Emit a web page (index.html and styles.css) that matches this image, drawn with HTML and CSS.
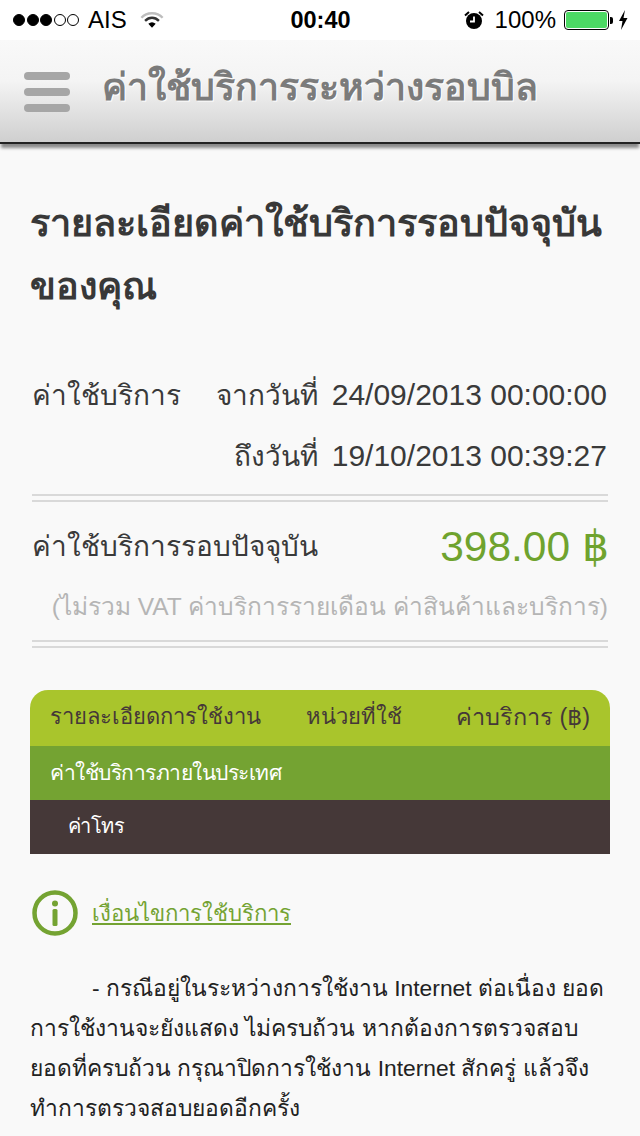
FILE: index.html
```html
<!DOCTYPE html>
<html lang="th">
<head>
<meta charset="utf-8">
<title>ค่าใช้บริการระหว่างรอบบิล</title>
<link rel="stylesheet" href="styles.css">
</head>
<body>
<header class="status">
  <div class="status-left">
    <span class="signal"><i class="dot on"></i><i class="dot on"></i><i class="dot on"></i><i class="dot"></i><i class="dot"></i></span>
    <span class="carrier">AIS</span>
    <svg class="wifi" width="24" height="20" viewBox="0 0 26 20"><path d="M1.5 7.5C7.5 1 18.5 1 24.5 7.5" fill="none" stroke="#bdbdbd" stroke-width="2.6"/><path d="M5.5 11C10 6.5 16 6.5 20.5 11" fill="none" stroke="#333" stroke-width="2.6"/><path d="M9 14C11.500 11.800 14.500 11.800 17 14L13 18.500Z" fill="#000"/></svg>
  </div>
  <div class="clock">00:40</div>
  <div class="status-right">
    <svg class="alarm" width="20" height="20" viewBox="0 0 20 20"><circle cx="10" cy="11" r="8" fill="#000"/><path d="M10 6.500V11.500H6" fill="none" stroke="#fff" stroke-width="1.800"/><path d="M1 5.500L5 2M19 5.500L15 2" stroke="#000" stroke-width="2"/></svg>
    <span class="percent">100%</span>
    <span class="battery"><span class="battery-fill"></span></span><span class="battery-tip"></span>
    <svg class="bolt" width="10" height="20" viewBox="0 0 10 20"><path d="M7 0L1 11H4.500L3 20L9.500 8H5.500Z" fill="#000"/></svg>
  </div>
</header>

<nav class="navbar">
  <div class="burger"><span></span><span></span><span></span></div>
  <h1 class="nav-title">ค่าใช้บริการระหว่างรอบบิล</h1>
</nav>

<main class="content">
  <h2 class="heading">รายละเอียดค่าใช้บริการรอบปัจจุบันของคุณ</h2>

  <section class="period">
    <div class="period-row">
      <span class="period-label">ค่าใช้บริการ</span>
      <span class="period-key">จากวันที่</span>
      <span class="period-val">24/09/2013 00:00:00</span>
    </div>
    <div class="period-row">
      <span class="period-label"></span>
      <span class="period-key">ถึงวันที่</span>
      <span class="period-val">19/10/2013 00:39:27</span>
    </div>
  </section>

  <div class="rule"></div>
  <section class="total">
    <div class="total-row">
      <span class="total-label">ค่าใช้บริการรอบปัจจุบัน</span>
      <span class="total-value">398.00 ฿</span>
    </div>
    <p class="total-note">(ไม่รวม VAT ค่าบริการรายเดือน ค่าสินค้าและบริการ)</p>
  </section>
  <div class="rule"></div>

  <section class="table">
    <div class="thead">
      <span class="col-a">รายละเอียดการใช้งาน</span>
      <span class="col-b">หน่วยที่ใช้</span>
      <span class="col-c">ค่าบริการ (฿)</span>
    </div>
    <div class="tgroup">ค่าใช้บริการภายในประเทศ</div>
    <div class="titem">ค่าโทร</div>
  </section>

  <div class="terms">
    <svg class="info" width="48" height="48" viewBox="0 0 48 48"><circle cx="24" cy="24" r="20.500" fill="none" stroke="#74a332" stroke-width="4.500"/><circle cx="24" cy="14.500" r="3" fill="#74a332"/><rect x="21.500" y="20" width="5" height="17" rx="1.500" fill="#74a332"/></svg>
    <a class="terms-link" href="#">เงื่อนไขการใช้บริการ</a>
  </div>

  <p class="terms-body">- กรณีอยู่ในระหว่างการใช้งาน Internet ต่อเนื่อง ยอด<br>การใช้งานจะยังแสดง ไม่ครบถ้วน หากต้องการตรวจสอบ<br>ยอดที่ครบถ้วน กรุณาปิดการใช้งาน Internet สักครู่ แล้วจึง<br>ทำการตรวจสอบยอดอีกครั้ง</p>
</main>
</body>
</html>
```
FILE: styles.css
```css
* { box-sizing: border-box; }
html, body { margin: 0; padding: 0; }
body {
  width: 640px;
  height: 1136px;
  overflow: hidden;
  background: #f9f9f9;
  font-family: "Liberation Sans", "Noto Sans", "DejaVu Sans", sans-serif;
  color: #3a3a3a;
}
.status {
  height: 40px;
  background: #fff;
  display: flex;
  align-items: center;
  justify-content: space-between;
  padding: 0 12px 0 13px;
  color: #000;
}
.status-left, .status-right { display: flex; align-items: center; width: 200px; }
.status-right { justify-content: flex-end; }
.signal { display: flex; gap: 1.500px; }
.dot { width: 12px; height: 12px; border-radius: 50%; border: 1px solid #000; display: block; }
.dot.on { background: #000; }
.carrier { font-size: 24px; margin-left: 9px; }
.wifi { margin-left: 13px; }
.clock { font-size: 23.500px; font-weight: 700; }
.alarm { flex: none; }
.percent { font-size: 24px; margin: 0 8px 0 11px; }
.battery { width: 45px; height: 20px; border: 1px solid #000; border-radius: 4px; padding: 1px; display: block; }
.battery-fill { display: block; height: 100%; background: #4cd964; border-radius: 2px; }
.battery-tip { width: 3px; height: 7px; background: #000; border-radius: 0 2px 2px 0; margin-left: 1px; }
.bolt { margin-left: 5px; }
.navbar {
  height: 104px;
  background: linear-gradient(#f9f9f9, #f4f4f4 40%, #cfcfcf);
  border-bottom: 2px solid #222;
  box-shadow: 0 5px 3px -1px #8a8a8a;
  display: flex;
  align-items: center;
  padding: 0 24px 8px;
}
.burger { width: 46px; margin-top: 10px; display: flex; flex-direction: column; gap: 8px; filter: blur(0.6px); }
.burger span { height: 8px; border-radius: 4px; background: #a6a6a6; display: block; }
.nav-title {
  margin: 0 0 0 32px;
  font-size: 37.500px;
  font-weight: 700;
  color: #7b7b7b;
  text-shadow: 1px 1px 0 #fff;
  white-space: nowrap;
}
.content { padding: 0 30px; }
.heading {
  margin: 48px 0 0;
  font-size: 37.800px;
  line-height: 63px;
  font-weight: 700;
  color: #383838;
}
.period { margin-top: 46px; padding-bottom: 8px; }
.period-row { display: flex; align-items: center; height: 61px; white-space: nowrap; padding-right: 3px; }
.period-label { width: 178px; flex: none; padding-left: 2px; font-size: 28px; }
.period-key { width: 110px; flex: none; text-align: right; font-size: 28px; }
.period-val { margin-left: auto; font-size: 30px; }
.rule { height: 8px; margin: 0 2px; border-top: 2px solid #d9d9d9; border-bottom: 2px solid #d9d9d9; }
.total { height: 138px; padding: 0 2px; }
.total-row { display: flex; justify-content: space-between; align-items: center; height: 88px; }
.total-label { font-size: 28px; }
.total-value { font-size: 42.500px; color: #6fa32e; margin-right: -1px; }
.total-note { margin: 0; text-align: right; font-size: 24.500px; line-height: 34px; color: #b5b5b5; white-space: nowrap; }
.table { margin-top: 42px; }
.thead {
  height: 56px;
  background: #a9c52c;
  border-radius: 18px 18px 0 0;
  display: flex;
  align-items: center;
  padding: 0 20px 3px;
  font-size: 22px;
  color: #453838;
  white-space: nowrap;
}
.col-a { width: 256px; }
.col-b { width: 150px; }
.col-c { margin-left: auto; font-size: 23.500px; }
.tgroup {
  height: 54px;
  background: #74a332;
  color: #fff;
  font-size: 21px;
  letter-spacing: -0.500px;
  display: flex;
  align-items: center;
  padding: 0 20px 2px;
}
.titem {
  height: 54px;
  background: #453838;
  color: #fff;
  font-size: 20px;
  letter-spacing: -0.600px;
  display: flex;
  align-items: center;
  padding: 0 38px 2px;
}
.terms { display: flex; align-items: center; margin-top: 35px; padding-left: 1px; }
.info { flex: none; filter: blur(0.5px); }
.terms-link { margin-left: 13px; color: #74a332; font-size: 22.200px; }
.terms-body {
  margin: 31px 0 0;
  font-size: 22.800px;
  line-height: 40px;
  text-indent: 62px;
  color: #222;
  white-space: nowrap;
}
```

•••

■ SHORT EXERCISE:
Your task is to pick out every line with the string "styles" and copy it.

■ RESPONSE TO THIS TASK:
Emit a web page (index.html and styles.css) that matches this image, drawn with HTML and CSS.
<link rel="stylesheet" href="styles.css">
FILE: styles.css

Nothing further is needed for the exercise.